If you want to train for mountain riding, ride into a stiff headwind until you lose your mind. It doesn’t take long. 

I decided to do just that, and pulled like a mad man for 22 miles after rest stop #2. In the process I used myself up with 25 miles to go. Call it a tactical mistake…or call it dumb, but that’s what I did. No amount of food can cure this. You just have to limit your losses and ride with empty legs, while simultaneously trying to think of something else. ANYTHING else.

The next best thing is to find a group and ride in their draft – way in the back, where you don’t have to do much.

This I did.

Habitat  500: Day 3

Good days often end with pizza

The bicycle is quite an amazing invention. It strings together moments of hard work, elation, tiredness and awe: and weaves them into a unique daily tapestry. There’s not much predictability in cycling…the road sees to that.

Pedaling indoors has great training value do to it’s  sameness. You can isolate one skill and work it until it becomes second nature. But the storyline is limited…the carpeting and pictures never change. For that, we have the undulating cadence of the open road. Stories are written; memories are made.

And so it was again today. I greeted several roads I’ve known on many other days, except it was TODAY. It was my one shot to enjoy the gift of the right now. Instead of trying to get it over with, I received 80.1 miles of impossibly blue northern  skies and following winds.

Today was a good day.

Habitat 500…a second day


The party was just getting rolling at rest stop #1

We woke up this morning at 4:10. The lights came on in the gym and a Habitat volunteer said, Please move to a tornado shelter…the sirens have already gone off in town. Far be it that any of us would depart for the nether regions of McGregor high school [GO MERCS!] without our phones. Soon we had live radar. A line of thunderstorms with several angry red blotches stretched all the way from the North Dakota border.

IMG_00112 HOURS LATER…Anticipating a challenging day ahead, after pedaling 4 minutes I spied a blue neon sign that announced the words ESPRESSO and OPEN, and promptly dismounted to go get a double…with whippy. Fortified, I donned my helmet and got on the road – most likely the last rider to leave town. Most likely I was the most caffeinated rider to leave town.

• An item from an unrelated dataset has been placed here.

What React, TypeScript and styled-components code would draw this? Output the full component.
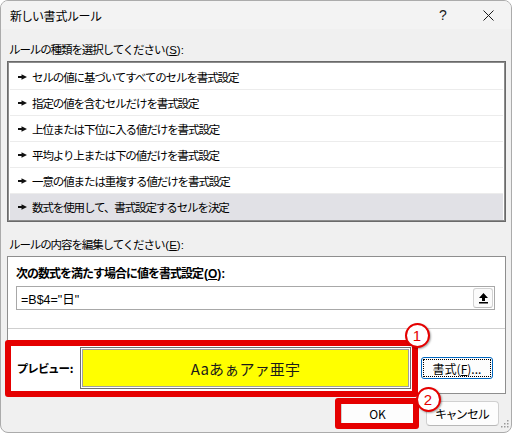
import React from "react";
import styled, { createGlobalStyle } from "styled-components";

const Global = createGlobalStyle`
  html, body { margin: 0; padding: 0; background: #ffffff; }
  body {
    font-family: "Noto Sans CJK JP", "Noto Sans", sans-serif;
    font-size: 12px;
    font-feature-settings: "palt";
    color: #000;
  }
  * { box-sizing: border-box; }
`;

const Window = styled.div`
  position: relative;
  width: 512px;
  height: 433px;
  background: #f0f0f0;
  border: 1px solid #ababab;
  border-radius: 8px;
  overflow: hidden;
  display: flex;
  flex-direction: column;
`;

const TitleBar = styled.div`
  height: 28px;
  flex: none;
  background: #f3f3f3;
  display: flex;
  align-items: center;
  padding-left: 9px;
`;

const Title = styled.div`
  flex: 1;
  font-size: 12px;
  line-height: 16px;
  margin-top: 1px;
`;

const TitleButton = styled.div<{ $w: number }>`
  width: ${(p) => p.$w}px;
  height: 28px;
  display: flex;
  align-items: center;
  justify-content: center;
  font-family: "Liberation Sans", sans-serif;
  font-size: 14px;
  color: #1a1a1a;
`;

const Body = styled.div`
  flex: 1;
  display: flex;
  flex-direction: column;
  padding: 0 5px 0 6px;
`;

const SectionLabel = styled.div<{ $mt: number }>`
  margin-top: ${(p) => p.$mt}px;
  line-height: 16px;
  height: 16px;
  padding-left: 2px;
  font-size: 11.5px;
  letter-spacing: -1.1px;
  font-feature-settings: normal;
  white-space: nowrap;
`;

const Mnemonic = styled.span`
  letter-spacing: 0;
  font-family: "Liberation Sans", "Noto Sans CJK JP", sans-serif;
  margin-left: 1px;
`;

const RuleList = styled.div`
  margin-top: 4px;
  height: 161px;
  border: 1px solid #6a6a6a;
  box-shadow: inset 0 0 0 1px #8c8c8c;
  background: #fff;
  padding: 2px 2px 1px 2px;
  display: flex;
  flex-direction: column;
`;

const RuleRow = styled.div<{ $selected?: boolean }>`
  height: 26px;
  flex: none;
  display: flex;
  align-items: center;
  padding-left: 8px;
  gap: 5px;
  font-size: 11.5px;
  letter-spacing: -1.1px;
  font-feature-settings: normal;
  background: ${(p) => (p.$selected ? "#e1e1e6" : "#ffffff")};
  border-bottom: 1px solid ${(p) => (p.$selected ? "#e1e1e6" : "#ececec")};
  white-space: nowrap;
`;

const Panel = styled.div`
  margin-top: 4px;
  height: 138px;
  background: #fff;
  border: 1px solid #8e8e8e;
  display: flex;
  flex-direction: column;
  padding-top: 8px;
`;

const BoldLabel = styled.div`
  font-weight: bold;
  font-size: 12px;
  letter-spacing: -1px;
  font-feature-settings: normal;
  line-height: 16px;
  padding-left: 8px;
  white-space: nowrap;
`;

const FormulaBox = styled.div`
  margin: 4px 10px 0 8px;
  height: 24px;
  border: 1px solid #a8a8a8;
  display: flex;
  align-items: center;
  padding: 0 1px 0 4px;
  font-family: "Liberation Sans", "Noto Sans CJK JP", sans-serif;
  font-size: 12.5px;
`;

const FormulaText = styled.div`
  flex: 1;
  white-space: nowrap;
`;

const CollapseButton = styled.div`
  width: 20px;
  height: 20px;
  border: 1px solid #d2d2d2;
  border-bottom-color: #bdbdbd;
  border-radius: 3px;
  background: #fbfbfb;
  display: flex;
  align-items: center;
  justify-content: center;
`;

const Separator = styled.div`
  margin: 18px 0 0 0;
  height: 1px;
  background: #cfcfcf;
`;

const PreviewRow = styled.div`
  display: flex;
  align-items: center;
  padding: 18px 0 0 9px;
`;

const PreviewLabel = styled.div`
  width: 63px;
  font-weight: bold;
  font-size: 11.5px;
  white-space: nowrap;
`;

const PreviewFrame = styled.div`
  width: 331px;
  height: 42px;
  border: 1px solid #6e6e6e;
  padding: 1px;
  background: #fff;
`;

const PreviewSample = styled.div`
  height: 100%;
  border: 1px solid #a0a0a0;
  background: #ffff00;
  display: flex;
  align-items: center;
  justify-content: center;
  font-size: 15px;
  letter-spacing: 0.2px;
  font-feature-settings: normal;
  color: #1a1a1a;
`;

const FormatButton = styled.div`
  margin-left: 10px;
  width: 72px;
  height: 22px;
  border: 1px solid #0067c0;
  border-radius: 3px;
  background: #fdfdfd;
  padding: 1px;
`;

const FocusRect = styled.div`
  height: 100%;
  border: 1px dotted #000;
  display: flex;
  align-items: center;
  justify-content: center;
  white-space: nowrap;
`;

const Footer = styled.div`
  margin-top: 7px;
  display: flex;
  justify-content: flex-end;
  gap: 12px;
  padding-right: 7px;
`;

const DialogButton = styled.div`
  width: 73px;
  height: 25px;
  border: 1px solid #d0d0d0;
  border-bottom-color: #b8b8b8;
  border-radius: 4px;
  background: #fdfdfd;
  display: flex;
  align-items: center;
  justify-content: center;
  white-space: nowrap;
`;

const Highlight = styled.div<{ $l: number; $t: number; $w: number; $h: number }>`
  position: absolute;
  left: ${(p) => p.$l}px;
  top: ${(p) => p.$t}px;
  width: ${(p) => p.$w}px;
  height: ${(p) => p.$h}px;
  border: 6px solid #e50000;
  border-radius: 3px;
  pointer-events: none;
`;

const Badge = styled.div<{ $cx: number; $cy: number }>`
  position: absolute;
  left: ${(p) => p.$cx - 12.5}px;
  top: ${(p) => p.$cy - 12.5}px;
  width: 25px;
  height: 25px;
  border-radius: 50%;
  border: 2px solid #e50000;
  background: #fff;
  color: #e50000;
  box-shadow: 1px 1px 2px rgba(0, 0, 0, 0.35);
  display: flex;
  align-items: center;
  justify-content: center;
  font-family: "Liberation Sans", sans-serif;
  font-size: 15px;
  line-height: 1;
`;

const Grip = styled.svg`
  position: absolute;
  right: 2px;
  bottom: 2px;
`;

const RuleArrow = () => (
  <svg width="9" height="6" viewBox="0 0 9 6">
    <polygon points="0,2 3.5,2 3.5,0.3 9,3 3.5,5.7 3.5,4 0,4" fill="#111" />
  </svg>
);

const UpArrow = () => (
  <svg width="11" height="12" viewBox="0 0 11 12">
    <polygon points="5.5,1 10,6 7,6 7,9 4,9 4,6 1,6" fill="#000" />
    <rect x="1" y="10" width="9" height="1.5" fill="#000" />
  </svg>
);

const CloseIcon = () => (
  <svg width="11" height="11" viewBox="0 0 11 11">
    <path d="M0.5 0.5 L10.5 10.5 M10.5 0.5 L0.5 10.5" stroke="#1a1a1a" strokeWidth="1" />
  </svg>
);

const rules = [
  "セルの値に基づいてすべてのセルを書式設定",
  "指定の値を含むセルだけを書式設定",
  "上位または下位に入る値だけを書式設定",
  "平均より上または下の値だけを書式設定",
  "一意の値または重複する値だけを書式設定",
  "数式を使用して、書式設定するセルを決定",
];

export default function App() {
  return (
    <>
      <Global />
      <Window>
        <TitleBar>
          <Title>新しい書式ルール</Title>
          <TitleButton $w={44}>?</TitleButton>
          <TitleButton $w={46}>
            <CloseIcon />
          </TitleButton>
        </TitleBar>
        <Body>
          <SectionLabel $mt={12}>
            ルールの種類を選択してください
            <Mnemonic>
              (<u>S</u>):
            </Mnemonic>
          </SectionLabel>
          <RuleList>
            {rules.map((r, i) => (
              <RuleRow key={r} $selected={i === rules.length - 1}>
                <RuleArrow />
                <span>{r}</span>
              </RuleRow>
            ))}
          </RuleList>
          <SectionLabel $mt={14}>
            ルールの内容を編集してください
            <Mnemonic>
              (<u>E</u>):
            </Mnemonic>
          </SectionLabel>
          <Panel>
            <BoldLabel>
              次の数式を満たす場合に値を書式設定
              <Mnemonic>
                (<u>O</u>):
              </Mnemonic>
            </BoldLabel>
            <FormulaBox>
              <FormulaText>=B$4="日"</FormulaText>
              <CollapseButton>
                <UpArrow />
              </CollapseButton>
            </FormulaBox>
            <Separator />
            <PreviewRow>
              <PreviewLabel>プレビュー:</PreviewLabel>
              <PreviewFrame>
                <PreviewSample>Aaあぁアァ亜宇</PreviewSample>
              </PreviewFrame>
              <FormatButton>
                <FocusRect>
                  書式(<u>F</u>)...
                </FocusRect>
              </FormatButton>
            </PreviewRow>
          </Panel>
          <Footer>
            <DialogButton>OK</DialogButton>
            <DialogButton>キャンセル</DialogButton>
          </Footer>
        </Body>
        <Highlight $l={4} $t={339} $w={413} $h={57} />
        <Highlight $l={334} $t={397} $w={84} $h={31} />
        <Badge $cx={416} $cy={334}>1</Badge>
        <Badge $cx={427} $cy={398}>2</Badge>
        <Grip width="10" height="10" viewBox="0 0 10 10">
          <rect x="8" y="0" width="1.5" height="1.5" fill="#9a9a9a" />
          <rect x="5" y="3" width="1.5" height="1.5" fill="#9a9a9a" />
          <rect x="8" y="3" width="1.5" height="1.5" fill="#9a9a9a" />
          <rect x="2" y="6" width="1.5" height="1.5" fill="#9a9a9a" />
          <rect x="5" y="6" width="1.5" height="1.5" fill="#9a9a9a" />
          <rect x="8" y="6" width="1.5" height="1.5" fill="#9a9a9a" />
        </Grip>
      </Window>
    </>
  );
}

Yesterday’s rain was a minor affair compared to what we faced this morning. Within minutes the squishy feeling returned to my just recently dried cycling shoes. As the intensity picked up, I couldn’t see through my prescription cycling glasses. So I stuffed them in my pocket and made do with squinting for the last 50 miles. I didn’t always recognize who I was talking to, but I could see well enough to stay on course.

Cool weather, rain, wind and a shoulder with a rumble strip and 18 inches of crumbly pavement made for an anxious 60 minutes before rest stop #2. If you don’t know what I mean, try walking 21 miles in an 18 inch wide path. If you step out of the box, you get run over by a pulp truck…or a 35 foot Winnebago towing a boat. Anyway, you get the picture.

Having once been hit by a pig truck, I am quite possibly a little sensitive in this matter. To this day I cannot tell which is more frightening: having PIG TRUCK on my headstone, or hugging another overweight bearded man with chewing tobacco tracks on his shirt. Concentration and precise bike handling were the order of the day.

68 miles. 19.4 mph average. Tomorrow may there be sun.